KHOU is taking advantage of its extra digital broadcast capacity by airing a channel featuring comprehensive coverage of Houston Dynamo soccer. “We’re creating destination programming on [ch.] 11.2 by carrying 120 hours of live sports programming.”

DiStadio considers live sports content to be “TiVo-proof,” adding ”we’re training people to deal with a time-shifted audience.” The station supports the games with a highly-produced live pre-game show and a much simpler follow-up talk show with Dynamo announcer Glen Davis. “The show is just Glen Davis with one camera, and with Glen that’s all we need,” DiStadio said.

She said the next big strategic focus for KHOU is mobile video. “People carry it with them 18 hours a day. We need to learn right now how people will use and access all kinds of content on mobile.”

DiStadio already is certain that formats will emerge that will be unique to the new medium. “The Internet on mobile is beside the point. We need to rethink how it fits into the consumer’s lifestyle.”

KHOU is about to launch its own iPhone application that will handle text, video clips and other features.

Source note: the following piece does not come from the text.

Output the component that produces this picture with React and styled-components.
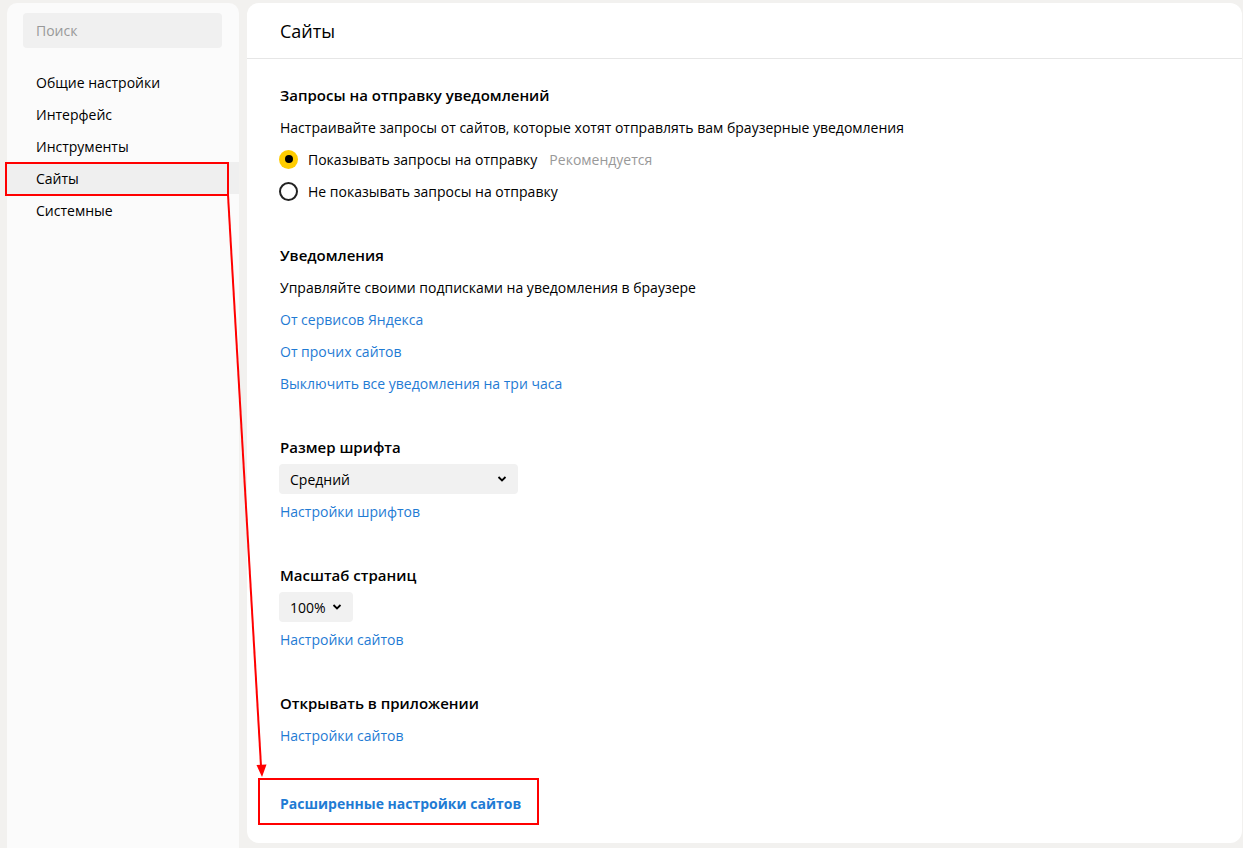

And DiStadio revealed that in two weeks the station will launch a series of new mobile services using “an easy publishing platform called Verve Wireless that includes text, video, SMS messaging and integrated ads.”

The KHOU sales teams “will sell everything — TV ads, Web banners and now mobile,” said DiStadio, who looks forward to future revenues from social media too. “There’s no revenue there yet,” she said, but it’s already increased the average time our users spend on our Web site.”

KHOU is also working with MojoPages, “the People-Powered Yellow Pages” as a vehicle for attracting ads from small to medium businesses that are already targeted by the traditional Yellow Pages and others. “KHOU feels that if we don’t go after this revenue it’s money we left on the table,” DiStadio said.

Ducey added that it’s foolish to dismiss such incremental revenue as “chasing digital dimes.” Rather, “you’re staking claim to this revenue going forward. It establishes your overall value to the advertiser and gives strategic direction to your whole company.”

One aspect of traditional marketing will survive and thrive on mobile and other platforms, says DiStadio. “No matter where you go in Houston, the businesses want to align themselves with 11News.” While there’s been some internal discussion about creating special branding for different media, “we always come back to our legacy brand. There’s great value in keeping that 11News front and center.”